Agost Heller (1843 – 1902) studierte ab 1862 am Polytechnikum in Budapest, wurde dort 1867 Assistent, ging dann aber mit 26 Jahren zum Wintersemester 1869/70 nach Heidelberg. Er hörte Vorlesungen bei Kirchhoff und Helmholtz, nahm im Sommersemester 1870 an den Übungen im physikalischen Praktikum teil, arbeitete im Labor bei Kirchhoff, wo er ergänzende Messungen zu dessen theoretischer Arbeit über die Schallgeschwindigkeit in einer Röhre durchführte. Bei Ausbruch des Krieges zwischen Frankreich und Preußen brach er sein Studium in Heidelberg ab und kehrte 1870 ohne Promotion nach Budapest zurück. Der Heidelberger Vorlesungsbetrieb wurde dann auch eingestellt.
In den Semestern, die Eötvös und Heller in Heidelberg verbrachten, hielt Kirchhoff die folgenden Vorlesungen:
WS 1867/68 | Experimentalphysik | (Eötvös MS 5096/9) |
Theoretische Physik | ||
Hydrodynamik | ||
SS 1868 | Experimentalphysik | |
Theorie der Elasticität fester Körper | (Eötvös MS 5096/13) | |
Physikalische Uebungen | (Eötvös MS 5096/23) | |
WS 1868/69 | Experimentalphysik | |
Theoretische Physik | (Eötvös MS 5097/3) | |
Theorie der Elektricität und des Magnetismus | (Eötvös MS 5097/4) | |
WS 1869/70 | Experimentalphysik | (EötvösMS 5096/15) |
Theoretische Physik | (Heller MS 5027/8) | |
Theorie der Elasticität fester Körper | (Heller MS 5027/8) | |
SS 1870 | Experimentalphysik | (Heller MS 5027/8) |
Theorie der Elektricität und des Magnetismus | (Heller MS 5027/8) | |
Uebungen im physikalischen Seminar |
Eötvös verwendete lose Bögen etwa vom Format A3, von denen jeweils 6 übereinanderlagen und zusammen in der Mitte gefaltet waren. Solch ein Paket ergab ein Heft von 24 Schreibseiten etwa im A4-Format. Heller schrieb in einzelnen Heften etwa vom A5-Format. Diese Hefte sind heute zu einem Buch mit der Signatur MS 5027/8 zusammengebunden.

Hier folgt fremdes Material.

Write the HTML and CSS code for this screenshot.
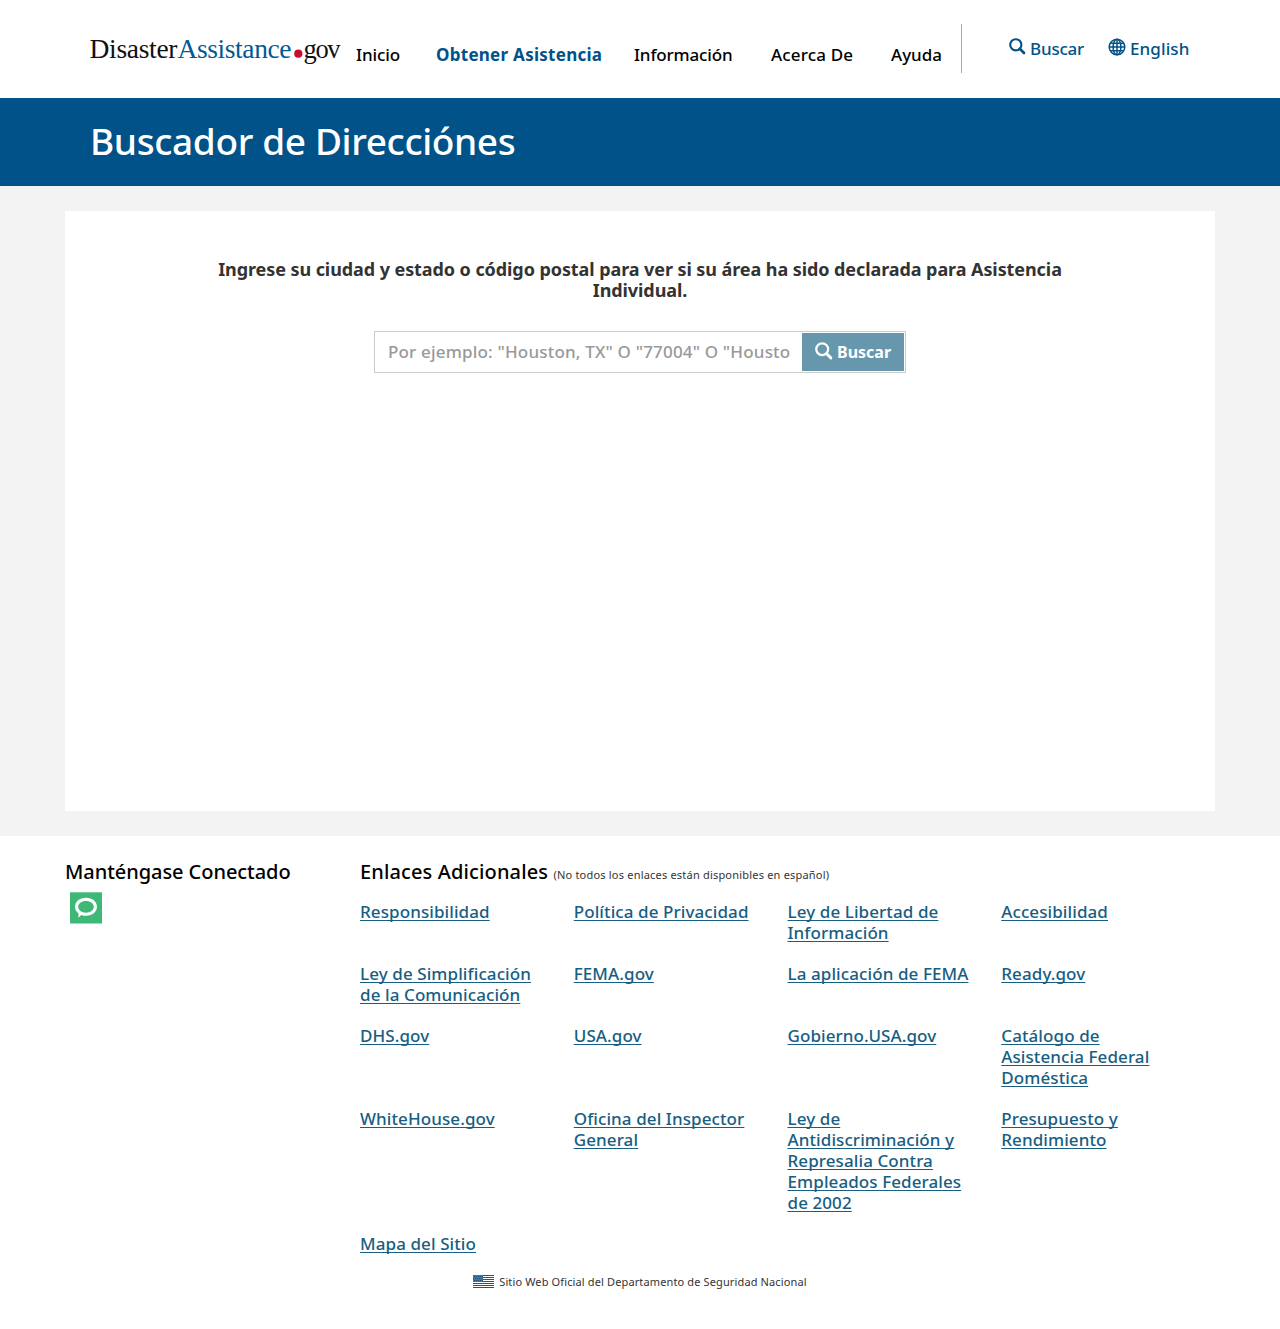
FILE: index.html
```
<!DOCTYPE html>
<html lang="es">
<head>
<meta charset="utf-8">
<title>Buscador de Direcciónes | DisasterAssistance.gov</title>
<link rel="stylesheet" href="styles.css">
</head>
<body>
<svg class="defs" width="0" height="0" aria-hidden="true">
  <symbol id="search" viewBox="0 0 17 17"><circle cx="6.8" cy="6.8" r="5.6" fill="none" stroke="currentColor" stroke-width="2.1"/><path d="M10.8 10.8L15 15" stroke="currentColor" stroke-width="2.7" stroke-linecap="round"/></symbol>
  <symbol id="globe" viewBox="0 0 18 18"><g fill="none" stroke="currentColor" stroke-width="1.5"><circle cx="9" cy="9" r="7.8"/><ellipse cx="9" cy="9" rx="3.9" ry="7.8"/><path d="M9 1v16M1 9h16M2.2 5.2h13.6M2.2 12.8h13.6"/></g></symbol>
</svg>
<header class="top">
  <a class="logo" href="#">
    <svg width="252" height="40" viewBox="0 0 252 40">
      <text x="-.5" y="27" textLength="88" class="logo-dark">Disaster</text>
      <text x="87.500" y="27" textLength="114" class="logo-blue">Assistance</text>
      <circle cx="208.3" cy="22.7" r="4.1" fill="#c8102e"/>
      <text x="213.500" y="27" textLength="37" class="logo-dark gov">gov</text>
    </svg>
  </a>
  <nav class="nav">
    <a href="#" class="inicio">Inicio</a>
    <a href="#" class="active">Obtener Asistencia</a>
    <a href="#" class="info">Información</a>
    <a href="#" class="acerca">Acerca De</a>
    <a href="#">Ayuda</a>
  </nav>
  <div class="tools">
    <a href="#" class="find"><svg width="17" height="17"><use href="#search"/></svg>Buscar</a>
    <a href="#" class="lang"><svg width="18" height="18"><use href="#globe"/></svg>English</a>
  </div>
</header>
<div class="banner"><h1>Buscador de Direcciónes</h1></div>
<main class="main">
  <section class="card">
    <p class="intro">Ingrese su ciudad y estado o código postal para ver si su área ha sido declarada para Asistencia Individual.</p>
    <form class="search">
      <input type="text" placeholder="Por ejemplo: &quot;Houston, TX&quot; O &quot;77004&quot; O &quot;Housto">
      <button type="button"><svg width="18" height="18"><use href="#search"/></svg>Buscar</button>
    </form>
  </section>
</main>
<footer class="footer">
  <div class="columns">
    <section class="connect">
      <h2>Manténgase Conectado</h2>
      <a href="#"><svg width="32" height="32" viewBox="0 0 32 32"><path fill="#3eb877" d="M0 .3h32v31.2H0z"/><path fill="#fff" fill-rule="evenodd" d="M16 5.8c6.300 0 11 3.900 11 9s-4.700 9-11 9c-1.700 0-3.300-.3-4.700-.9L8.200 25.800l.4-4.300C6.300 19.900 5 17.500 5 14.800c0-5.100 4.700-9 11-9zm0 3.100c-4.500 0-7.800 2.500-7.800 5.900s3.300 5.900 7.800 5.900 7.800-2.500 7.800-5.900-3.300-5.900-7.800-5.900z"/></svg></a>
    </section>
    <section class="links">
      <h2>Enlaces Adicionales <small>(No todos los enlaces están disponibles en español)</small></h2>
      <ul>
        <li><a href="#">Responsibilidad</a></li>
        <li><a href="#">Política de Privacidad</a></li>
        <li><a href="#">Ley de Libertad de Información</a></li>
        <li><a href="#">Accesibilidad</a></li>
        <li><a href="#">Ley de Simplificación de la Comunicación</a></li>
        <li><a href="#">FEMA.gov</a></li>
        <li><a href="#">La aplicación de FEMA</a></li>
        <li><a href="#">Ready.gov</a></li>
        <li><a href="#">DHS.gov</a></li>
        <li><a href="#">USA.gov</a></li>
        <li><a href="#">Gobierno.USA.gov</a></li>
        <li><a href="#">Catálogo de Asistencia Federal Doméstica</a></li>
        <li><a href="#">WhiteHouse.gov</a></li>
        <li><a href="#">Oficina del Inspector General</a></li>
        <li><a href="#">Ley de Antidiscriminación y Represalia Contra Empleados Federales de 2002</a></li>
        <li><a href="#">Presupuesto y Rendimiento</a></li>
        <li><a href="#">Mapa del Sitio</a></li>
      </ul>
    </section>
  </div>
  <p class="official">
    <svg width="21" height="13" viewBox="0 0 21 13" shape-rendering="crispEdges"><path fill="#fff" d="M0 0h21v13H0z"/><path fill="#cc1418" d="M0 0h21v1H0zM0 2h21v1H0zM0 4h21v1H0zM0 6h21v1H0zM0 8h21v1H0zM0 10h21v1H0zM0 12h21v1H0z"/><path fill="#3b76a8" d="M0 0h10v7H0z"/><path stroke="#24547f" stroke-dasharray="1 1" d="M1 1.500h9M0 3.500h9M1 5.500h9"/></svg>
    <span>Sitio Web Oficial del Departamento de Seguridad Nacional</span>
  </p>
</footer>
</body>
</html>
```
FILE: styles.css
```
* { box-sizing: border-box; }
body {
  margin: 0;
  background: #fff;
  color: #333;
  font: 500 17px/21px "Noto Sans", "Open Sans", sans-serif;
}
h1, h2, p, ul { margin: 0; padding: 0; }
a { color: inherit; text-decoration: none; }
svg { display: block; flex: none; }
.defs { position: absolute; }

.top {
  display: flex;
  height: 98px;
  padding: 24px 0 0 90px;
}
.logo { width: 266px; padding-top: 7px; }
.logo svg { overflow: visible; }
.logo text { font: 27.500px "Liberation Serif", serif; }
.logo .gov { font-size: 26.500px; }
.logo-dark { fill: #111; }
.logo-blue { fill: #005a96; }
.nav {
  display: grid;
  grid-template-columns: 80px 198px 137px 120px 71px;
  height: 49px;
  padding-top: 20px;
  border-right: 1px solid #aaa;
  color: #000;
  white-space: nowrap;
  width: 606px;
}
.inicio { letter-spacing: -.1px; }
.info { letter-spacing: -.15px; }
.acerca { letter-spacing: .15px; }
.nav .active { color: #005288; font-weight: 700; letter-spacing: .27px; }
.tools { display: flex; padding: 14px 0 0 47px; color: #005288; }
.tools a { display: flex; }
.find { width: 99px; letter-spacing: -.2px; }
.find svg { margin: 0 4px 0 0; }
.lang { letter-spacing: .1px; }
.lang svg { margin: 0 4px 0 0; }

.banner { height: 88px; padding: 21px 0 0 90px; background: #005288; }
.banner h1 {
  color: #fff;
  font-size: 37px;
  font-weight: 500;
  line-height: 44px;
  letter-spacing: -.37px;
}

.main { padding: 25px 65px; background: #f3f3f3; }
.card { height: 600px; padding-top: 48px; background: #fff; }
.intro {
  width: 880px;
  margin: 0 auto;
  font-size: 18px;
  font-weight: 700;
  letter-spacing: -.08px;
  text-align: center;
}
.search {
  display: flex;
  width: 532px;
  height: 42px;
  margin: 30px auto 0;
  padding: 1px;
  border: 1px solid #ccc;
}
.search input {
  width: 426px;
  padding: 0 9px 2px 12px;
  border: 0;
  outline: 0;
  background: none;
  font: inherit;
  letter-spacing: .18px;
}
.search input::placeholder { color: #999; opacity: 1; }
.search button {
  display: flex;
  width: 102px;
  padding: 9px 0 0 13px;
  border: 0;
  background: #6797ad;
  color: #fff;
  font: 700 16px/21px "Noto Sans", sans-serif;
}
.search button svg { margin: 0 4px 0 0; }

.footer { padding: 25px 65px 0; }
.columns { display: grid; grid-template-columns: 295px 855px; }
.footer h2 {
  color: #000;
  font-size: 20px;
  font-weight: 500;
  line-height: 22px;
  letter-spacing: .13px;
}
.footer .connect h2 { letter-spacing: -.06px; }
.connect a { display: block; padding: 9px 0 0 5px; }
.footer small {
  color: #333;
  font-size: 11px;
  font-weight: 400;
  letter-spacing: .2px;
}
.links ul {
  display: grid;
  grid-template-columns: repeat(4, 213.750px);
  row-gap: 20px;
  margin-top: 15px;
  list-style: none;
}
.links li { padding-right: 30px; letter-spacing: .09px; }
.links li a {
  color: #175e82;
  text-decoration: underline;
  text-decoration-thickness: 1px;
  text-decoration-skip-ink: none;
  text-underline-offset: 2px;
}
.official {
  display: flex;
  justify-content: center;
  gap: 5px;
  margin-top: 21px;
  font-size: 11px;
  font-weight: 400;
  line-height: 14px;
  letter-spacing: .13px;
}
```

Der Friedrichsbau in Heidelberg,
errichtet von 1860 bis 1862 für die naturwissenschaftlichen Institute,
seinerzeit so benannt nach dem damaligen Landesherren,
dem Großherzog Friedrich I. von Baden.
Das Physikalische Institut befand sich im rechten Flügel des ersten Stockwerkes,
der Kirchhoffsche Hörsaal in dem die hier behandelten Vorlesungen gehalten wurden,
lag ganz am rechten Ende des Gebäudes.